### INPUT DATA

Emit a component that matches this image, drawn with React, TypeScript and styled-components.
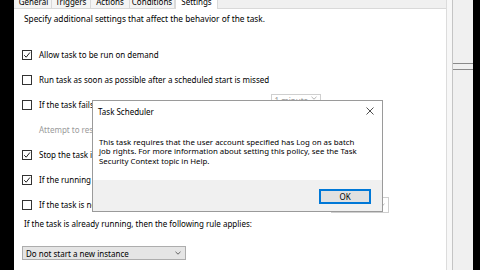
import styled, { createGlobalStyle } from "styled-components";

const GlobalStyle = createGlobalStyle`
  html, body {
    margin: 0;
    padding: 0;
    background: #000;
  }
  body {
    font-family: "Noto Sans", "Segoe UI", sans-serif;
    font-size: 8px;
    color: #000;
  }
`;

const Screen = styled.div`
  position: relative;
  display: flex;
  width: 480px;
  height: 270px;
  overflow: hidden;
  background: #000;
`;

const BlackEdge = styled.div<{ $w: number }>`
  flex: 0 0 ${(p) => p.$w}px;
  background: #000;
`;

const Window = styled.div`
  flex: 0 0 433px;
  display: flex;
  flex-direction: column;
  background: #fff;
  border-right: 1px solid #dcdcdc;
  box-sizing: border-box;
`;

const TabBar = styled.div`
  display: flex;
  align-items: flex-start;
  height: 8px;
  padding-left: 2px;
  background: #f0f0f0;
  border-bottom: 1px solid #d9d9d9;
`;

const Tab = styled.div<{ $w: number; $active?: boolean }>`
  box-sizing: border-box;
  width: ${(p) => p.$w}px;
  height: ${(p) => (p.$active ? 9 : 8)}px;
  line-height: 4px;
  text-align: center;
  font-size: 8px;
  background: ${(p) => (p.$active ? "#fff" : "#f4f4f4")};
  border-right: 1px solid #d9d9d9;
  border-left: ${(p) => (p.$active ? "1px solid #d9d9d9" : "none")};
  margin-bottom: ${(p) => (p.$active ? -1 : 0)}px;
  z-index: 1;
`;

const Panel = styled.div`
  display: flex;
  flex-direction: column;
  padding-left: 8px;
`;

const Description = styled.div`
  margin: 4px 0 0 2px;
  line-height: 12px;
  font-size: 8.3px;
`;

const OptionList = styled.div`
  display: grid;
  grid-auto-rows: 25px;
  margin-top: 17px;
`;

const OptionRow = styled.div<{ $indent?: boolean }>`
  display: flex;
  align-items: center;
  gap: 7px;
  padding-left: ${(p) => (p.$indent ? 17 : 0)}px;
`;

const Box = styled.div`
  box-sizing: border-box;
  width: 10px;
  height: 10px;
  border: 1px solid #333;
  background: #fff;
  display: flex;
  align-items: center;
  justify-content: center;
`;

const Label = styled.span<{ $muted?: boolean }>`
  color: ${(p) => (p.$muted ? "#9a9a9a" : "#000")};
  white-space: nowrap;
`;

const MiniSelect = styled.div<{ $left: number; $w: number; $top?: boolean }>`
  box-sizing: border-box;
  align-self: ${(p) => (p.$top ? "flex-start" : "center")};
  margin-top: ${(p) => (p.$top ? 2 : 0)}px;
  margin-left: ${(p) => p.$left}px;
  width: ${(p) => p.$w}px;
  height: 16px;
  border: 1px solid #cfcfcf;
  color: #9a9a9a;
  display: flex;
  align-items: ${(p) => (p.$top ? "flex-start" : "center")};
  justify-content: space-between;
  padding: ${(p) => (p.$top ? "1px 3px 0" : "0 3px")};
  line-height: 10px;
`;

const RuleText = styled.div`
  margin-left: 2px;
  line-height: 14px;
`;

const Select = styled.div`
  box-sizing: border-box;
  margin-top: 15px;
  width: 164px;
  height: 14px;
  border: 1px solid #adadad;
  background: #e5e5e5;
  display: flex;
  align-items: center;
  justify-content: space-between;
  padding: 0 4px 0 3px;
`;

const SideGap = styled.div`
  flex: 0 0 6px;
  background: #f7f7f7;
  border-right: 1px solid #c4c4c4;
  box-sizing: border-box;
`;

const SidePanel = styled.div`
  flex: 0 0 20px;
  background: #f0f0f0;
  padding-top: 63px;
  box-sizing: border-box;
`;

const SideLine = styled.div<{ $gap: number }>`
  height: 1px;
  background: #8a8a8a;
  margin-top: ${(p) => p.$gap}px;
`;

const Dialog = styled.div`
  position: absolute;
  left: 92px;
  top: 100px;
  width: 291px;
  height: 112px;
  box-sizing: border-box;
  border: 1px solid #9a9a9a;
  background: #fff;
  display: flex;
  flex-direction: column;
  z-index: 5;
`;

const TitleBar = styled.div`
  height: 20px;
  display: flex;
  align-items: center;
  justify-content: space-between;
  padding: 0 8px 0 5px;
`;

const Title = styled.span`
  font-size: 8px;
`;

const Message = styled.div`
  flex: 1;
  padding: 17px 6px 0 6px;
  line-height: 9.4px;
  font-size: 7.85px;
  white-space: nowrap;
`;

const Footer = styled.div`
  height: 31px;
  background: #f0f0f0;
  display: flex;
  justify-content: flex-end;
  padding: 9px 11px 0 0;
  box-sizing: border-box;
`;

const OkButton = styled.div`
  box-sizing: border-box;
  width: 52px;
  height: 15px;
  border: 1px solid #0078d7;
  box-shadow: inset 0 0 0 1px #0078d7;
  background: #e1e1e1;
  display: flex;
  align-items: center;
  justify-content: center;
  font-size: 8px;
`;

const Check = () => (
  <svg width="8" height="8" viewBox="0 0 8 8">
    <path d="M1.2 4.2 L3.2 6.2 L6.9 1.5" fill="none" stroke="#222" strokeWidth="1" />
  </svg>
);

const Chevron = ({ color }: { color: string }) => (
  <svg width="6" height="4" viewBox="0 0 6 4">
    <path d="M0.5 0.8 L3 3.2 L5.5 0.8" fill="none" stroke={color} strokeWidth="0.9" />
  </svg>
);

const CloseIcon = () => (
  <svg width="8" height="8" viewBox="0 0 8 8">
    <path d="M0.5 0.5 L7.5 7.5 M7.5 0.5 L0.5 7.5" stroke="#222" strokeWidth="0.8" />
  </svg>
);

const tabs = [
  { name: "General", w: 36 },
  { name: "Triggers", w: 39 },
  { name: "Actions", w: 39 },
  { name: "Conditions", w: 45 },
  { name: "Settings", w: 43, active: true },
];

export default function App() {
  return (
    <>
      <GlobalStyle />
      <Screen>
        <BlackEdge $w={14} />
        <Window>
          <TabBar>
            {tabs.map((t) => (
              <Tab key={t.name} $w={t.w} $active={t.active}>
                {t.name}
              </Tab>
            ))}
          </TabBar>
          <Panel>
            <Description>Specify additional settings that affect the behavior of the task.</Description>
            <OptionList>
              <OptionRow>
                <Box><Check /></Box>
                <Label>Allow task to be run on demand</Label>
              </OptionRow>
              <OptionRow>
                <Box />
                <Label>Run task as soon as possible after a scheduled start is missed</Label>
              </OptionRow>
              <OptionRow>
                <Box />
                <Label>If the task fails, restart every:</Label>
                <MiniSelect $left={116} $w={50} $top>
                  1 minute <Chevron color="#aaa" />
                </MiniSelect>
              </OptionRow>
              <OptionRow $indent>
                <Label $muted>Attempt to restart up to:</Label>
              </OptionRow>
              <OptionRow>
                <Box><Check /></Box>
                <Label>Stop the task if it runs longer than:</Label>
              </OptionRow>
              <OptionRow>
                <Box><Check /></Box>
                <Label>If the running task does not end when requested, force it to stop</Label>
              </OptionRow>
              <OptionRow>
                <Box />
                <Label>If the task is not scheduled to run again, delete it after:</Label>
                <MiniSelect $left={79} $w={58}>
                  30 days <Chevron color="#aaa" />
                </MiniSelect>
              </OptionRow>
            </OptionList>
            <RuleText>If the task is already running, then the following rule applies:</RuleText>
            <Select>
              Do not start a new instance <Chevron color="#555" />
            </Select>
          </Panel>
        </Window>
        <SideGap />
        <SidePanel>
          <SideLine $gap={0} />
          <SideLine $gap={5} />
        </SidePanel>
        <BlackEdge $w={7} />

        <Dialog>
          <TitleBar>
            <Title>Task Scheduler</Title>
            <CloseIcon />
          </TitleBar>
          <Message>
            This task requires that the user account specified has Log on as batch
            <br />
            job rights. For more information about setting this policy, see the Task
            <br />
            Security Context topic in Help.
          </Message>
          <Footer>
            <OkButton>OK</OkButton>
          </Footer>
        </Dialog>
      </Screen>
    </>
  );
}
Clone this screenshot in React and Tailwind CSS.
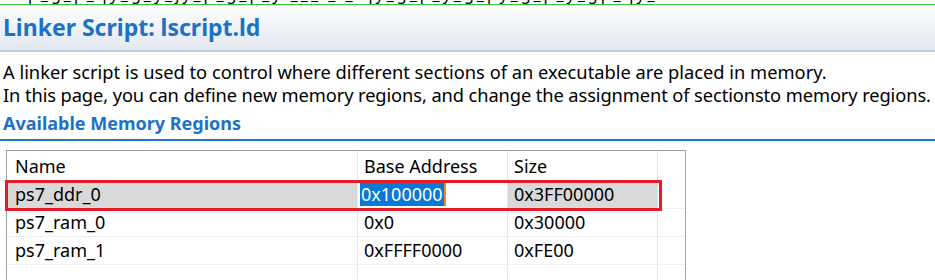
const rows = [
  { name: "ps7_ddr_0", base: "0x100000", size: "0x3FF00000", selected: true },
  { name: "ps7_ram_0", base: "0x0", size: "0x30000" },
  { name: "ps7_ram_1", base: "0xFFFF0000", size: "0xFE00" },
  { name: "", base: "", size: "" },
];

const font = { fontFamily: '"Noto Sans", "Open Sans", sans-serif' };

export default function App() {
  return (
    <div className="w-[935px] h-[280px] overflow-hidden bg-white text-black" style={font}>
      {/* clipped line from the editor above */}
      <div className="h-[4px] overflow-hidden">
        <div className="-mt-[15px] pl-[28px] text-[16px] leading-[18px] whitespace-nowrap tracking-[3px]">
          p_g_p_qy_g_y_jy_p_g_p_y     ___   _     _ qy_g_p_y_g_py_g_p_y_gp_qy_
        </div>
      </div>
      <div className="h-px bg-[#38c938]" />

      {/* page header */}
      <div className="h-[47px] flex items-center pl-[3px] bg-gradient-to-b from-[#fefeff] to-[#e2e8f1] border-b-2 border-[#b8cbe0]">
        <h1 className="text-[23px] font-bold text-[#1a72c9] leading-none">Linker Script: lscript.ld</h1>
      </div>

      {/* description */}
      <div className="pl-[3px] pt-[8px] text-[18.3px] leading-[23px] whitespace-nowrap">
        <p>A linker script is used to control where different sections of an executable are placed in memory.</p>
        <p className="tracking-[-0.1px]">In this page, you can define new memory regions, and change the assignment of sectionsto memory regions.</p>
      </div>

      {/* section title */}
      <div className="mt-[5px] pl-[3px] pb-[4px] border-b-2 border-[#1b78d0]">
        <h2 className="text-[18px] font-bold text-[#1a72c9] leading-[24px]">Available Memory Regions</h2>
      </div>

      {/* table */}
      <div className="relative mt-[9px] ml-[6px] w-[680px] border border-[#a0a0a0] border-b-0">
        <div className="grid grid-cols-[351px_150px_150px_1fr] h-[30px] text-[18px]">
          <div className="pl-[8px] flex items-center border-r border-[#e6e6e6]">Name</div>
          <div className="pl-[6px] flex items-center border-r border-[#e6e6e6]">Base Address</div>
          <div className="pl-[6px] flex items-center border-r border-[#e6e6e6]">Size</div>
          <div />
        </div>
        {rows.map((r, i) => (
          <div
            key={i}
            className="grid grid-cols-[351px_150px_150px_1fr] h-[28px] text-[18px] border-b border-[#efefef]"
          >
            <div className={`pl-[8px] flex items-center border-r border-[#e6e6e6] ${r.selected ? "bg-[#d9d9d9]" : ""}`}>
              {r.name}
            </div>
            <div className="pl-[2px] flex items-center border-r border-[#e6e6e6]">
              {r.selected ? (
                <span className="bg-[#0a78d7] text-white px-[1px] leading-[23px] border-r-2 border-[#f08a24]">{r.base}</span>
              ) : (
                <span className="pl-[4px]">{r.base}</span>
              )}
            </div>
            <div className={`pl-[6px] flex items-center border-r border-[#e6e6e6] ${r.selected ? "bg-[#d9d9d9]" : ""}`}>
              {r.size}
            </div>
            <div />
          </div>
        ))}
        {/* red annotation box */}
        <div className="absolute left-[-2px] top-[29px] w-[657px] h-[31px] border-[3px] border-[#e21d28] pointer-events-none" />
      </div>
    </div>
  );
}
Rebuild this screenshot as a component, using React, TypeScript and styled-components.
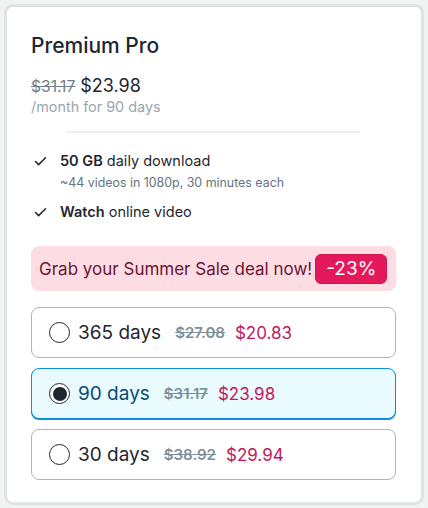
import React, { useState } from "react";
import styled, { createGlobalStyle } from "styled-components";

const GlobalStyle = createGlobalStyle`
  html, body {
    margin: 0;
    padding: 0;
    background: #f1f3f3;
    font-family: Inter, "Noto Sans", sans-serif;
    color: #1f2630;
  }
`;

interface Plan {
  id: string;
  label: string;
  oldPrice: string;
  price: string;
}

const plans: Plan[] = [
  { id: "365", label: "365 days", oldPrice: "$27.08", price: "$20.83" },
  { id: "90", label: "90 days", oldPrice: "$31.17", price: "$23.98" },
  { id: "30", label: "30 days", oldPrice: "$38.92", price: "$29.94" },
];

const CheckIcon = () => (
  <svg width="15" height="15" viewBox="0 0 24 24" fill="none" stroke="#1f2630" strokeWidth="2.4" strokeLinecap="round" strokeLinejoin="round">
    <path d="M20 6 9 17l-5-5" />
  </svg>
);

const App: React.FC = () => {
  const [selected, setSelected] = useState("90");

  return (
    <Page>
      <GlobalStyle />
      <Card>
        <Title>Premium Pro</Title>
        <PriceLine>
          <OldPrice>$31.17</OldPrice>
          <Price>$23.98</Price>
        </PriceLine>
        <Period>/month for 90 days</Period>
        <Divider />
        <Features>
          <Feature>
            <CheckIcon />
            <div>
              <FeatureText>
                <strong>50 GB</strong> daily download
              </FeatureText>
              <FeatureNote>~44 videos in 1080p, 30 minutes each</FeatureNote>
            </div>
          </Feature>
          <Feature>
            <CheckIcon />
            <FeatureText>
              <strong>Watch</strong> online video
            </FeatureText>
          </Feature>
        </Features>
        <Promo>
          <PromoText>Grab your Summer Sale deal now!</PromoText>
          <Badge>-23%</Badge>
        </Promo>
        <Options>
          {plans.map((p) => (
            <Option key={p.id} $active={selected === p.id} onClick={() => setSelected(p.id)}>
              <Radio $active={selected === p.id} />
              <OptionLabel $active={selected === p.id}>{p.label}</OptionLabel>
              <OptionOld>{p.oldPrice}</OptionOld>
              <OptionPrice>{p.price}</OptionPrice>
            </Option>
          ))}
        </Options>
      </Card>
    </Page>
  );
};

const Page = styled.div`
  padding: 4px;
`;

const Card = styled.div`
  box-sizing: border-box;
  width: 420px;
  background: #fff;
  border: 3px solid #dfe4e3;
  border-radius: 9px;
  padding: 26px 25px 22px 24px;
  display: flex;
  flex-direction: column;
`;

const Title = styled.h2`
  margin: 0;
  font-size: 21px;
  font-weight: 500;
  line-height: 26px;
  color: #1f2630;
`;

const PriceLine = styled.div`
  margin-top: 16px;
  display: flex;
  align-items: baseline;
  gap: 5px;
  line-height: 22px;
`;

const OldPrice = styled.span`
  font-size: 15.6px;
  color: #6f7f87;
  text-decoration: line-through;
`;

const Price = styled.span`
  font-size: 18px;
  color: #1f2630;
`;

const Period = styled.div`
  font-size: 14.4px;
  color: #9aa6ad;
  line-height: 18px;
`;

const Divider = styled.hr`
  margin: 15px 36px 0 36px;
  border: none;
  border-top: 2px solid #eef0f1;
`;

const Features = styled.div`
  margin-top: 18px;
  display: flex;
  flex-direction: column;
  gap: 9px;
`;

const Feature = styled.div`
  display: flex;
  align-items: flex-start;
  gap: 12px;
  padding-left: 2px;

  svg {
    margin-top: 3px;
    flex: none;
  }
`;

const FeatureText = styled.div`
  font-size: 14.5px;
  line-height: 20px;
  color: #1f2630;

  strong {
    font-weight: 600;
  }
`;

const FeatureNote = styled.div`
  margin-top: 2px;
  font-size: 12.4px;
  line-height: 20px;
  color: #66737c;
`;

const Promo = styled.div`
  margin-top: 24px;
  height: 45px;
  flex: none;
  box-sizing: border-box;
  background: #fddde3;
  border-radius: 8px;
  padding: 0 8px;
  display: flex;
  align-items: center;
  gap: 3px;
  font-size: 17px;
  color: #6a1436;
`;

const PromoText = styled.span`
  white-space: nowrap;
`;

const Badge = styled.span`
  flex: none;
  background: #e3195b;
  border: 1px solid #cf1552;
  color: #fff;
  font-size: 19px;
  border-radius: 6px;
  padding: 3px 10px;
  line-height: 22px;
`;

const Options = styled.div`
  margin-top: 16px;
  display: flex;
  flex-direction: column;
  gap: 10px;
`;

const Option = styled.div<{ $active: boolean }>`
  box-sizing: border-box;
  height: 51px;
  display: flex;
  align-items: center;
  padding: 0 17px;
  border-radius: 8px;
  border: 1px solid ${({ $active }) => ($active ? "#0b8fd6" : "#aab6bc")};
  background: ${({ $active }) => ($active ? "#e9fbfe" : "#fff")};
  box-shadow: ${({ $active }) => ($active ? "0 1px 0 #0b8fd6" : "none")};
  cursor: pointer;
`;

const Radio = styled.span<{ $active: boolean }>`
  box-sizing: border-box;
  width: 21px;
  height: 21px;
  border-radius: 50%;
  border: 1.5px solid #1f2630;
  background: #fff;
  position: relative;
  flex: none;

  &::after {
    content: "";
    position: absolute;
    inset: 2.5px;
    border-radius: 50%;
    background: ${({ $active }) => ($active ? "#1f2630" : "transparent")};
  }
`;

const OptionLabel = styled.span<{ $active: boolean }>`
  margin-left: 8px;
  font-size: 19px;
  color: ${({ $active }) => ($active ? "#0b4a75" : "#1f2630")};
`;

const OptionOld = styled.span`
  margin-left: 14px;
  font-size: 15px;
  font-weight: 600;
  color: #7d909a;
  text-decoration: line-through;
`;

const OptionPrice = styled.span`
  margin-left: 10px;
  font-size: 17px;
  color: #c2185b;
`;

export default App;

### AIM OF THE TASK
In the listing above, find the line with "Rebuild this screenshot" and the line with "const [selected, setSelected]". Copy exactly those lines and all between them, minus the images.

### SOLUTION TO THIS EXERCISE
Rebuild this screenshot as a component, using React, TypeScript and styled-components.
import React, { useState } from "react";
import styled, { createGlobalStyle } from "styled-components";

const GlobalStyle = createGlobalStyle`
  html, body {
    margin: 0;
    padding: 0;
    background: #f1f3f3;
    font-family: Inter, "Noto Sans", sans-serif;
    color: #1f2630;
  }
`;

interface Plan {
  id: string;
  label: string;
  oldPrice: string;
  price: string;
}

const plans: Plan[] = [
  { id: "365", label: "365 days", oldPrice: "$27.08", price: "$20.83" },
  { id: "90", label: "90 days", oldPrice: "$31.17", price: "$23.98" },
  { id: "30", label: "30 days", oldPrice: "$38.92", price: "$29.94" },
];

const CheckIcon = () => (
  <svg width="15" height="15" viewBox="0 0 24 24" fill="none" stroke="#1f2630" strokeWidth="2.4" strokeLinecap="round" strokeLinejoin="round">
    <path d="M20 6 9 17l-5-5" />
  </svg>
);

const App: React.FC = () => {
  const [selected, setSelected] = useState("90");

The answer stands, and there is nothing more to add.